Proxmox ceph cluster - high system cpu usage

martinb

New Member
Apr 28, 2014
8
0
1
Hello,

We have recently built a 4 node Proxmox/Ceph cluster and we're having performance issues with it. We have noticed that every ~5s, the system cpu usage goes up and the processes involved seem to be migration/x. We have tried increasing kernel.sched_migration_cost from 500000 to 5000000 but it doesn't make much difference.
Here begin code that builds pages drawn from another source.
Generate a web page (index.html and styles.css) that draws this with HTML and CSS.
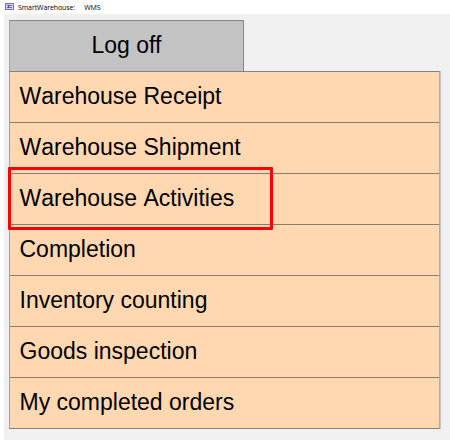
FILE: index.html
```
<!DOCTYPE html>
<html lang="en">
<head>
<meta charset="utf-8">
<title>SmartWarehouse: WMS</title>
<link rel="stylesheet" href="styles.css">
</head>
<body>
<header class="titlebar">
<svg class="app-icon" width="9" height="8" viewBox="0 0 9 8"><rect x=".5" y=".5" width="8" height="6" fill="#d8d4ec" stroke="#77739b"/><path d="M2 2.5h5M2 4.5h5" stroke="#7165c4"/><path d="M3.5 2v3" stroke="#4f3fa8"/></svg>
<span class="app-name">SmartWarehouse:</span><span>WMS</span>
</header>
<main class="window">
<button class="logoff">Log off</button>
<nav class="menu">
<a class="item">Warehouse Receipt</a>
<a class="item">Warehouse Shipment</a>
<a class="item selected">Warehouse Activities</a>
<a class="item">Completion</a>
<a class="item">Inventory counting</a>
<a class="item">Goods inspection</a>
<a class="item">My completed orders</a>
</nav>
</main>
</body>
</html>
```
FILE: styles.css
```
* { box-sizing: border-box; }
body { margin: 0; height: 440px; background: #fff; overflow: hidden; }
.titlebar { display: flex; align-items: center; height: 14px; padding-left: 5px; font: 7px "Open Sans", sans-serif; letter-spacing: -0.1px; color: #000; }
.app-icon { margin-right: 4px; }
.app-name { margin-right: 9px; }
.window { height: 426px; margin-left: 4px; padding: 6px 10px 0 5px; background: #f0f0f0; font-family: "Liberation Sans", sans-serif; font-kerning: none; }
.logoff { display: block; width: 235px; height: 52px; padding: 0 0 2px; border: 1px solid #868686; border-left-color: #a2a2a2; background: #c3c3c3; font: 23px "Liberation Sans", sans-serif; color: #000; }
.menu { margin-top: -1px; width: 431px; border: 1px solid #8a8178; border-left-color: #aaa096; border-right-color: #b0aaa3; box-shadow: 1px 0 #c4c4c4; }
.item { position: relative; display: flex; align-items: center; height: 51px; padding: 0 0 2px 9.5px; background: #ffd8b1; border-bottom: 1px solid #8c7c6d; font-size: 23px; color: #000; }
.item:last-child { border-bottom: 0; height: 50px; }
.selected::after { content: ""; box-sizing: border-box; position: absolute; left: -2px; top: -7px; width: 265px; height: 63px; border: 3px solid #f00; border-radius: 1px; z-index: 1; }
```
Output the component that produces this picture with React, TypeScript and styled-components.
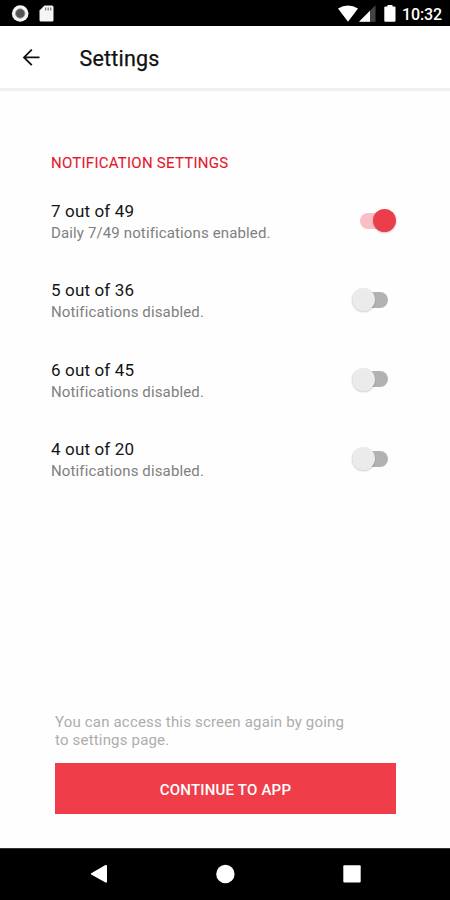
import React from "react";
import styled, { createGlobalStyle } from "styled-components";

const GlobalStyle = createGlobalStyle`
  * { box-sizing: border-box; }
  body { margin: 0; background: #fff; font-family: Roboto, "Liberation Sans", sans-serif; }
`;

const Screen = styled.div`
  display: flex;
  flex-direction: column;
  width: 450px;
  height: 900px;
  overflow: hidden;
  background: #fefefe;
`;

const StatusBar = styled.header`
  display: flex;
  justify-content: space-between;
  flex: 0 0 26px;
  height: 26px;
  min-height: 0;
  background: #000;
  color: #fff;
`;

const StatusGroup = styled.div`
  display: flex;
  align-items: flex-start;
  height: 26px;
`;

const Clock = styled.span`
  width: 48px;
  height: 26px;
  font-size: 16px;
  font-weight: 500;
  line-height: 29px;
  letter-spacing: -0.1px;
`;

const AppBar = styled.div`
  display: flex;
  align-items: center;
  flex: 0 0 65px;
  padding-left: 19px;
  border-bottom: 3px solid #f0f0f0;
  background: #fff;
`;

const BackButton = styled.button`
  display: flex;
  width: 24px;
  height: 24px;
  margin: 0 36.5px 0 0;
  padding: 0;
  border: 0;
  background: none;
`;

const Title = styled.h1`
  margin: 4px 0 0;
  font-size: 21.5px;
  font-weight: 400;
  line-height: 26px;
  letter-spacing: 0.2px;
  color: #111;
  -webkit-text-stroke: 0.25px #111;
`;

const Content = styled.main`
  flex: 1;
  display: flex;
  flex-direction: column;
  padding: 62px 54px 34px 51px;
`;

const SectionTitle = styled.h2`
  margin: 0 0 27px;
  font-size: 15px;
  font-weight: 400;
  line-height: 20px;
  letter-spacing: 0.25px;
  color: #e5182b;
  -webkit-text-stroke: 0.1px #e5182b;
`;

const Options = styled.div`
  display: flex;
  flex-direction: column;
`;

const Option = styled.div`
  display: flex;
  justify-content: space-between;
  height: 79.4px;
`;

const OptionTitle = styled.div`
  font-size: 17px;
  line-height: 22px;
  letter-spacing: 0.15px;
  color: #151515;
`;

const OptionText = styled.div`
  font-size: 15px;
  line-height: 22px;
  letter-spacing: 0.13px;
  color: #808080;
`;

const Toggle = styled.div<{ $on: boolean }>`
  display: flex;
  align-items: center;
  width: 36px;
  height: 16px;
  margin: 12.5px ${({ $on }) => ($on ? 0 : 8)}px 0 0;
  border-radius: 8px;
  justify-content: ${({ $on }) => ($on ? "flex-end" : "flex-start")};
  background: ${({ $on }) =>
    $on ? "#fabfc6" : "#b2b2b2"};
`;

const Knob = styled.span<{ $on: boolean }>`
  width: 23px;
  height: 23px;
  flex-shrink: 0;
  border-radius: 50%;
  background: ${({ $on }) => ($on ? "#ec3e4a" : "#ebebeb")};
  box-shadow: 0 1px 2px rgba(0, 0, 0, 0.2);
`;

const Footer = styled.div`
  display: flex;
  flex-direction: column;
  margin: auto 0 0 4px;
`;

const Hint = styled.p`
  width: 300px;
  margin: 0 0 14px;
  font-size: 15px;
  line-height: 18px;
  letter-spacing: 0.18px;
  color: #adadad;
`;

const ContinueButton = styled.button`
  height: 51px;
  padding: 3px 0 0;
  border: 0;
  background: #ef3e4a;
  color: #fff;
  font-family: inherit;
  font-size: 15px;
  font-weight: 500;
  letter-spacing: 0.2px;
`;

const NavBar = styled.nav`
  flex: 0 0 52px;
  display: flex;
  align-items: center;
  justify-content: space-between;
  padding: 0 89px 1px 90px;
  background: #000;
  border-top: 1px solid #333;
`;

const options = [
  { title: "7 out of 49", text: "Daily 7/49 notifications enabled.", on: true },
  { title: "5 out of 36", text: "Notifications disabled.", on: false },
  { title: "6 out of 45", text: "Notifications disabled.", on: false },
  { title: "4 out of 20", text: "Notifications disabled.", on: false },
];

export default function App() {
  return (
    <Screen>
      <GlobalStyle />
      <StatusBar>
        <StatusGroup>
          <svg width="60" height="26" viewBox="0 0 60 26">
            <circle cx="20.2" cy="13.5" r="8.3" fill="#f5f5f5" />
            <circle cx="20.2" cy="13.5" r="4.7" fill="#555" stroke="#999" strokeWidth="0.8" />
            <path d="M44.5 5.5h7.5q1.5 0 1.5 1.5v13q0 1.5-1.5 1.5H41q-1.5 0-1.5-1.5v-9.5z" fill="#f5f5f5" />
            <path d="M45.7 7.5v3M48.2 7.5v3M50.7 7.5v3" stroke="#777" strokeWidth="1.2" />
          </svg>
        </StatusGroup>
        <StatusGroup>
          <svg width="64" height="26" viewBox="0 0 64 26">
            <path d="M0 8.5Q10 2.5 20 8.5L10 21.8z" fill="#fff" />
            <path d="M37.5 5.3v16.4H21z" fill="#444" />
            <path d="M32 10.8v10.9H21z" fill="#fff" />
            <path d="M49.5 5h5v1.5h2q1 0 1 1v13.2q0 1-1 1h-9.200q-1 0-1-1V7.500q0-1 1-1h2.200z" fill="#fff" />
          </svg>
          <Clock>10:32</Clock>
        </StatusGroup>
      </StatusBar>
      <AppBar>
        <BackButton aria-label="Back">
          <svg width="24" height="24" viewBox="0 0 24 24" fill="none" stroke="#111" strokeWidth="1.8">
            <path d="M20.500 12.400H5M12.800 4.600L5 12.400l7.800 7.800" />
          </svg>
        </BackButton>
        <Title>Settings</Title>
      </AppBar>
      <Content>
        <SectionTitle>NOTIFICATION SETTINGS</SectionTitle>
        <Options>
          {options.map(({ title, text, on }) => (
            <Option key={title}>
              <div>
                <OptionTitle>{title}</OptionTitle>
                <OptionText>{text}</OptionText>
              </div>
              <Toggle $on={on} role="switch" aria-checked={on} aria-label={title}>
                <Knob $on={on} />
              </Toggle>
            </Option>
          ))}
        </Options>
        <Footer>
          <Hint>You can access this screen again by going to settings page.</Hint>
          <ContinueButton>CONTINUE TO APP</ContinueButton>
        </Footer>
      </Content>
      <NavBar>
        <svg width="18" height="20" viewBox="0 0 18 20">
          <path d="M1.200 9.200L15.500 1q1.500-.5 1.500 1v15.500q0 1.500-1.500 1L1.200 10.400q-.8-.6 0-1.200z" fill="#fff" />
        </svg>
        <svg width="20" height="20" viewBox="0 0 20 20">
          <circle cx="9.400" cy="10" r="9.200" fill="#fff" />
        </svg>
        <svg width="18" height="20" viewBox="0 0 18 20">
          <rect x="0.300" y="1.200" width="17.400" height="17.400" rx="1" fill="#fff" />
        </svg>
      </NavBar>
    </Screen>
  );
}
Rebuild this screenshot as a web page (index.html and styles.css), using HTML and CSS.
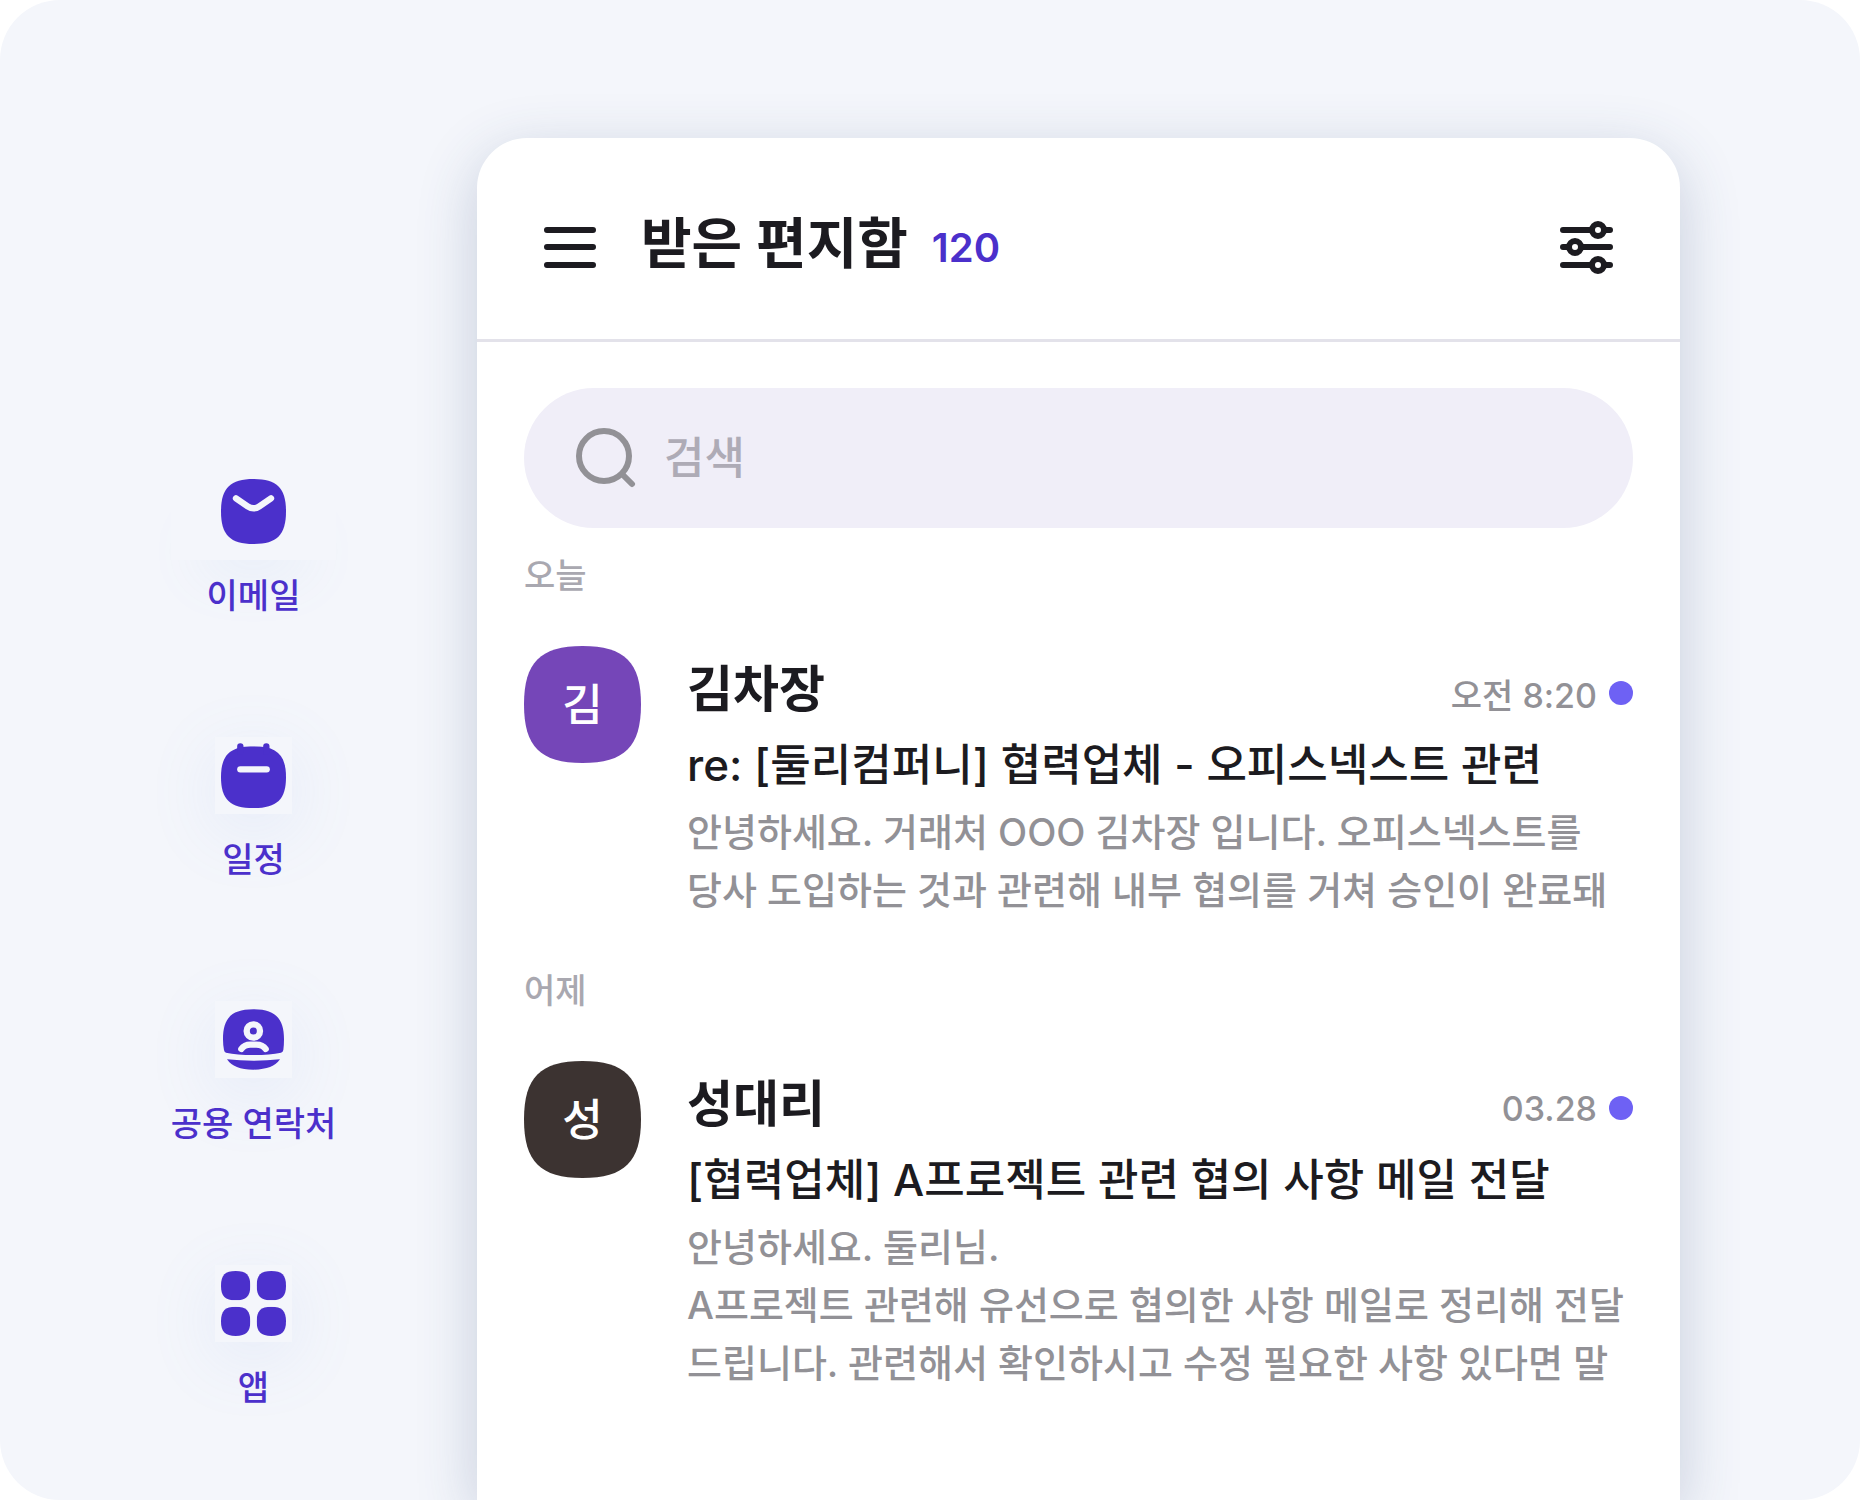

Any ideas what could be causing this ?

Cluster info (4 servers):

Proxmox 3.4
Kernel 2.6.32-39-pve (2.6.32-156)
Dual E5-2640 v3 (8 physical cores each CPU + HT)
40 Gb Infiniband
128 GB RAM
PERC H730/830 disk controllers
SAS 4TB 7.2k drives
~15 OSDs per server (total 65)
In addition to the Ceph OSDs / monitor, each server runs a 4 cpu, 8 GB ram VM acting as file server.

Thanks,
Martin
 

Attachments

We found that the high sys usage/load was caused by the ceph journal sync. We changed 'filestore max sync interval' from 5s to 30s and it improved things a lot. Load avg decreased from 10-12 to 2-4. Maybe there is some other problem that makes journal sync inefficient.